↓

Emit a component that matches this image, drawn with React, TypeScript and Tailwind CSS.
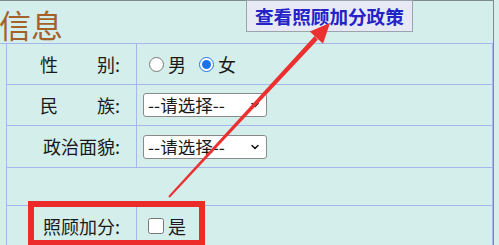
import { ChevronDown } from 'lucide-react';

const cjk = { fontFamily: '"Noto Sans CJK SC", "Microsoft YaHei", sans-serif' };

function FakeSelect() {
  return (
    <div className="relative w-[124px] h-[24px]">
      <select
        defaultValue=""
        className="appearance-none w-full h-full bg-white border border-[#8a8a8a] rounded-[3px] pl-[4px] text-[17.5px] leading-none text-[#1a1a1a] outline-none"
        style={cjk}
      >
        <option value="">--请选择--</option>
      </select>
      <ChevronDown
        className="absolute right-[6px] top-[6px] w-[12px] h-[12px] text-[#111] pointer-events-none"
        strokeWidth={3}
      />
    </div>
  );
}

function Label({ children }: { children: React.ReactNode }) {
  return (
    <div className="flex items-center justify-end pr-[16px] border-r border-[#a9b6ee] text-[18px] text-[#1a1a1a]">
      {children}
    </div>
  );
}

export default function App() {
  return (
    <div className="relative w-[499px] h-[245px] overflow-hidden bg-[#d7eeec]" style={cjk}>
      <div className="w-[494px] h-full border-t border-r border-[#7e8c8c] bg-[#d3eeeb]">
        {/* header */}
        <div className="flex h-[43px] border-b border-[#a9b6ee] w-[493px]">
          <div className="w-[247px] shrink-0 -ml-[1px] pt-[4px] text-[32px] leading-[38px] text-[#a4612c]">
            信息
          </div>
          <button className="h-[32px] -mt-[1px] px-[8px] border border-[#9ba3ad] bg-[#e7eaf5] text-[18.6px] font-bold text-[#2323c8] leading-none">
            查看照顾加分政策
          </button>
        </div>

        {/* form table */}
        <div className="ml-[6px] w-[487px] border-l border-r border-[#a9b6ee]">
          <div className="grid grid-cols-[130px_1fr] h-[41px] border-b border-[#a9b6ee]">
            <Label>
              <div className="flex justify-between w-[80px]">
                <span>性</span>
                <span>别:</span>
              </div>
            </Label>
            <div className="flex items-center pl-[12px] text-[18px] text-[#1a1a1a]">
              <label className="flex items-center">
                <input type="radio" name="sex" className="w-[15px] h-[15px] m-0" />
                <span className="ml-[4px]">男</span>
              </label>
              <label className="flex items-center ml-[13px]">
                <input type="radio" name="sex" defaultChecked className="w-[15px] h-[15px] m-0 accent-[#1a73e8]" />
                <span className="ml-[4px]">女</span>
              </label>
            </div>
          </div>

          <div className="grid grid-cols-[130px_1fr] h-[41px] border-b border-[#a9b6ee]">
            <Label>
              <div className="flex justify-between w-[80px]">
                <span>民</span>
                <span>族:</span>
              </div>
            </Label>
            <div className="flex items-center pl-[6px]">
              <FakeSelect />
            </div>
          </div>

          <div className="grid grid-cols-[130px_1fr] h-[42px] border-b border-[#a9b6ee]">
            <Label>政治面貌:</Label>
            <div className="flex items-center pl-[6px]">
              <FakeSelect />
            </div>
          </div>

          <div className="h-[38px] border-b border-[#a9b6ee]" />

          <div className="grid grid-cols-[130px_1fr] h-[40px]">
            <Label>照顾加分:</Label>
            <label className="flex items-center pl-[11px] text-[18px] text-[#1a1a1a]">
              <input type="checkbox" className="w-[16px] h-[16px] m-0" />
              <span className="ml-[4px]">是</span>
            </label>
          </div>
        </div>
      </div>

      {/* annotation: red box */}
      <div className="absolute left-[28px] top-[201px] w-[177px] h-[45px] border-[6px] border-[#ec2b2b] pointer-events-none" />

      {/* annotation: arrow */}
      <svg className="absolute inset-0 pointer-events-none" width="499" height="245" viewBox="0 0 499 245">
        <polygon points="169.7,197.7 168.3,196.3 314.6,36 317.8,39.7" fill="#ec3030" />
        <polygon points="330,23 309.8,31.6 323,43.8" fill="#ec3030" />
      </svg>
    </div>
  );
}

↑

Set problem. Copy out all the data without changing anything, and drop the pictures.

Task solution.
Emit a component that matches this image, drawn with React, TypeScript and Tailwind CSS.
import { ChevronDown } from 'lucide-react';

const cjk = { fontFamily: '"Noto Sans CJK SC", "Microsoft YaHei", sans-serif' };

function FakeSelect() {
  return (
    <div className="relative w-[124px] h-[24px]">
      <select
        defaultValue=""
        className="appearance-none w-full h-full bg-white border border-[#8a8a8a] rounded-[3px] pl-[4px] text-[17.5px] leading-none text-[#1a1a1a] outline-none"
        style={cjk}
      >
        <option value="">--请选择--</option>
      </select>
      <ChevronDown
        className="absolute right-[6px] top-[6px] w-[12px] h-[12px] text-[#111] pointer-events-none"
        strokeWidth={3}
      />
    </div>
  );
}

function Label({ children }: { children: React.ReactNode }) {
  return (
    <div className="flex items-center justify-end pr-[16px] border-r border-[#a9b6ee] text-[18px] text-[#1a1a1a]">
      {children}
    </div>
  );
}

export default function App() {
  return (
    <div className="relative w-[499px] h-[245px] overflow-hidden bg-[#d7eeec]" style={cjk}>
      <div className="w-[494px] h-full border-t border-r border-[#7e8c8c] bg-[#d3eeeb]">
        {/* header */}
        <div className="flex h-[43px] border-b border-[#a9b6ee] w-[493px]">
          <div className="w-[247px] shrink-0 -ml-[1px] pt-[4px] text-[32px] leading-[38px] text-[#a4612c]">
            信息
          </div>
          <button className="h-[32px] -mt-[1px] px-[8px] border border-[#9ba3ad] bg-[#e7eaf5] text-[18.6px] font-bold text-[#2323c8] leading-none">
            查看照顾加分政策
          </button>
        </div>

        {/* form table */}
        <div className="ml-[6px] w-[487px] border-l border-r border-[#a9b6ee]">
          <div className="grid grid-cols-[130px_1fr] h-[41px] border-b border-[#a9b6ee]">
            <Label>
              <div className="flex justify-between w-[80px]">
                <span>性</span>
                <span>别:</span>
              </div>
            </Label>
            <div className="flex items-center pl-[12px] text-[18px] text-[#1a1a1a]">
              <label className="flex items-center">
                <input type="radio" name="sex" className="w-[15px] h-[15px] m-0" />
                <span className="ml-[4px]">男</span>
              </label>
              <label className="flex items-center ml-[13px]">
                <input type="radio" name="sex" defaultChecked className="w-[15px] h-[15px] m-0 accent-[#1a73e8]" />
                <span className="ml-[4px]">女</span>
              </label>
            </div>
          </div>

          <div className="grid grid-cols-[130px_1fr] h-[41px] border-b border-[#a9b6ee]">
            <Label>
              <div className="flex justify-between w-[80px]">
                <span>民</span>
                <span>族:</span>
              </div>
            </Label>
            <div className="flex items-center pl-[6px]">
              <FakeSelect />
            </div>
          </div>

          <div className="grid grid-cols-[130px_1fr] h-[42px] border-b border-[#a9b6ee]">
            <Label>政治面貌:</Label>
            <div className="flex items-center pl-[6px]">
              <FakeSelect />
            </div>
          </div>

          <div className="h-[38px] border-b border-[#a9b6ee]" />

          <div className="grid grid-cols-[130px_1fr] h-[40px]">
            <Label>照顾加分:</Label>
            <label className="flex items-center pl-[11px] text-[18px] text-[#1a1a1a]">
              <input type="checkbox" className="w-[16px] h-[16px] m-0" />
              <span className="ml-[4px]">是</span>
            </label>
          </div>
        </div>
      </div>

      {/* annotation: red box */}
      <div className="absolute left-[28px] top-[201px] w-[177px] h-[45px] border-[6px] border-[#ec2b2b] pointer-events-none" />

      {/* annotation: arrow */}
      <svg className="absolute inset-0 pointer-events-none" width="499" height="245" viewBox="0 0 499 245">
        <polygon points="169.7,197.7 168.3,196.3 314.6,36 317.8,39.7" fill="#ec3030" />
        <polygon points="330,23 309.8,31.6 323,43.8" fill="#ec3030" />
      </svg>
    </div>
  );
}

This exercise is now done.